In Jerusalem: The Holy City in the Eyes of Chroniclers …, F.E. Peters states that the mosque probably held the city’s entire Muslim population at the time. It seems that al-Aqsa Mosque was not intended as a symbol of worldly triumph, but as a simple place of prayer for Jerusalem’s Muslim minority. Nevertheless, Muslims would eventually come to regard the mosque, which has been rebuilt a number of times over the centuries, as their third holiest site, and to refer to the city of Jerusalem as al-Bayt al-Maqdis (The Holy Sanctuary) or al-Quds (The Holy)
In stark contrast to the modesty of al-Aqsa Mosque is that of the grandeur of its neighbouring Dome of Rock, or Qubbat al-Sakhra. It is also worth noting that the Dome of the Rock, whose construction began in 685 during the reign of the Umayyad caliph ʿAbd al-Malik, is not technically a mosque, but a shrine enclosing the Foundation Stone, or Noble Rock. Its architecture is essentially Byzantine, as it was inspired by the Christian churches of Jerusalem, particularly the nearby Church of the Holy Sepulchre. ʿAbd al-Malik may have also intended the Dome of the Rock to be somewhat of a symbol of Islam’s privileged position in the Holy Land. This can be gleaned not only from the shrine’s scale and the symbolic importance of its location, but from the fact that its interior contains a number of polemical inscriptions directed against Christian doctrine, namely, belief in Jesus’s divinity and the Trinity.
Yet, the prime motivation behind the Dome of the Rock’s construction seems to have had far less to do with anything external to the Muslim umma than it did with the Second Fitna, or civil war, which had engulfed the Islamic world from 680 to 692. While the Umayyad caliph Yazid I may have largely curbed the ʿAlid challenge to his family’s power in 680 when he killed the Prophet’s grandson Husayn ibn ʿAli at the Battle of Karbala, Umayyad control over the Islamic world still remained rather tentative. Moreover, in 683, ʿAbd Allah ibn al-Zubayr, the grandson of the first caliph, Abu Bakr, and a fierce opponent of the Umayyads, declared himself caliph in Mecca. Until his death in 692, Ibn al-Zubayr would maintain control of Islam’s holiest site, al-Masjid al-Haram. With the Kaʿba beyond the borders of his realm, ʿAbd al-Malik perhaps felt the need to supplement it, at least for the time being, by building an alternative pilgrimage site for his Muslim subjects in the form of a great shrine centred around the cult of the Foundation Stone, i.e., the Dome of the Rock.
Regarding the rituals performed at the Dome of the Rock, Heba Mostafa in Architecture of Anxiety writes,
[T]he caliph [ʿAbd al-Malik] encouraged pilgrimage to Jerusalem by claiming guardianship of the earthly locale of God’s Footstool and for Muslim pilgrims to participate in its ritual veneration.

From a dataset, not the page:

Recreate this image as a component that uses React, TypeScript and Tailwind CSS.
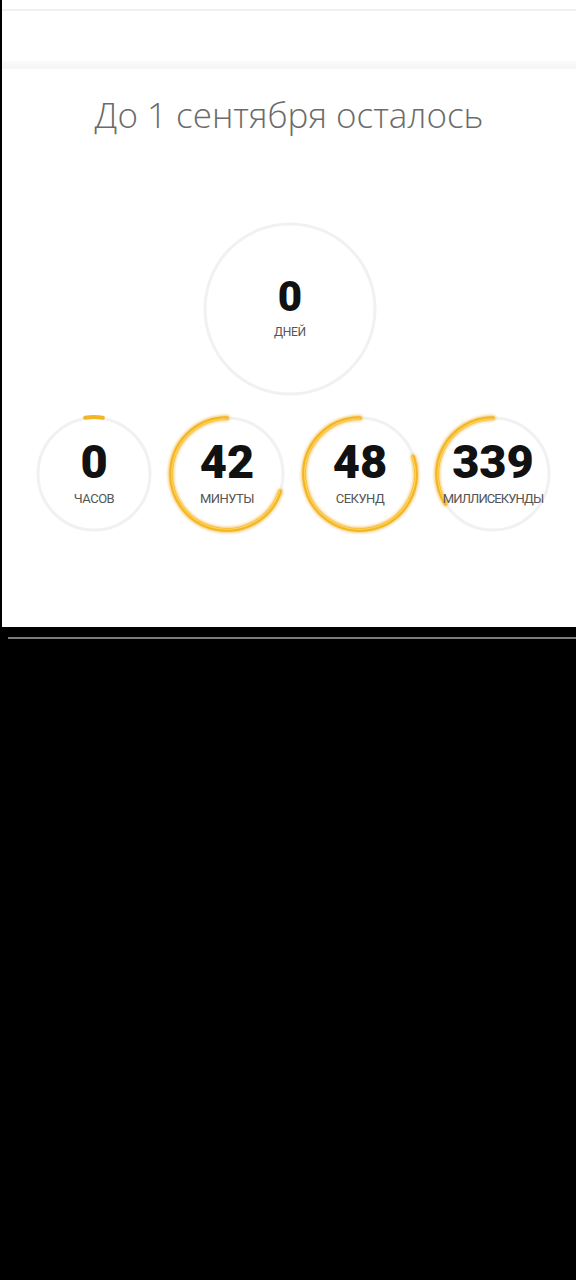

The [Nobel] Rock was circumambulated by pilgrims after it had been cleaned, anointed and incensed while ritually veiled from view. Appointed servants (khuddām), whose sole function was the performance of these rituals, burned incense every Monday and Thursday. Before it was anointed, the Rock was washed, and a precious blend of aromatic substances was brought from the treasury. Dressed in costly robes, the servants were instructed on the precise preparation of the aromatic blend, which included saffron, musk, ambergris, and rosewater […] The aromatics were crushed, ground, and applied to the Rock. The ritualistic cleaning and anointing of the Rock took place behind closed curtains installed between columns surrounding the Rock. The curtains, which signaled the cultic roots of the ritual and its parallels to pre-Islamic practice, were installed on the explicit orders of the overseers. The choice suggests that the guardians of the shrine dictated a coherent ritual prescription for the veneration of the Dome of the Rock.
After cleansing, anointing, and incensing the Rock, both the curtains and the doors to the shrine were opened for the faithful to enter.
From the above excerpt alone, one can perhaps at least sympathize with those scholars who argue that the Dome of the Rock represents the restoration of the Temple. Moreover, although ʿAbd al-Malik’s reign is often thought to have been a watershed moment that solidified the confessional borders between Muslims and ahl al-kitab, or People of the Book, the latter was still given a minor role in the rituals performed at the Dome of the Rock. In The Death of a Prophet, Stephen J. Shoemaker refers to a report regarding there having been “a staff of Jews and Christians who cleaned the Ḥaram and provided glass and wicks for its lamps and goblets.” While their role at the Dome of the Rock may not have been as important as that of their Muslim colleagues, that Jews and Christians were permitted to participate in any way in Islamic rituals of such sacred nature speaks to the Muslims inclusive approach to worship. It is as an approach that no doubt had been inspired by the example of Muhammad and carried from the Hijaz to Palestine by ʿUmar.
It is my hope that this two-part series has been able to provide a relatively clear overview of the Temple’s place in both Christianity and Islam. While there is an ongoing campaign in the West and Israel to delegitimatize the current Islamic character of the Temple Mount—along with the very humanity of the Palestinian people, both Muslim and Christian—by claiming that the sacred esplanade’s transformation in the seventh century was the result of religious extremism and intolerance, history does not agree with such an assessment. For the Arabs, beginning with ʿUmar, brought a degree of tolerance to Jerusalem and a respect for the Temple Mount that neither had experienced in centuries. For having perhaps been led to the site by a Christian saint, ʿUmar transformed a garbage dump into a sacred esplanade, where the name of the God of Abraham, Isaac, and Jacob could once again be glorified. In this way, we may perhaps consider both al-Aqsa Mosque and the Dome of the Rock nothing less than the spiritual descendants of the ancient Temple itself.
*While the Qurʾan refers to the entire Temple Mount as al-Aqsa al-Masjid, the term later came also to denote the mosque erected on the site. Moreover, it was during the Mamluk period that the Temple Mount received its other popular Arabic name, al-Haram al-Sharif, or the Nobel Sanctuary.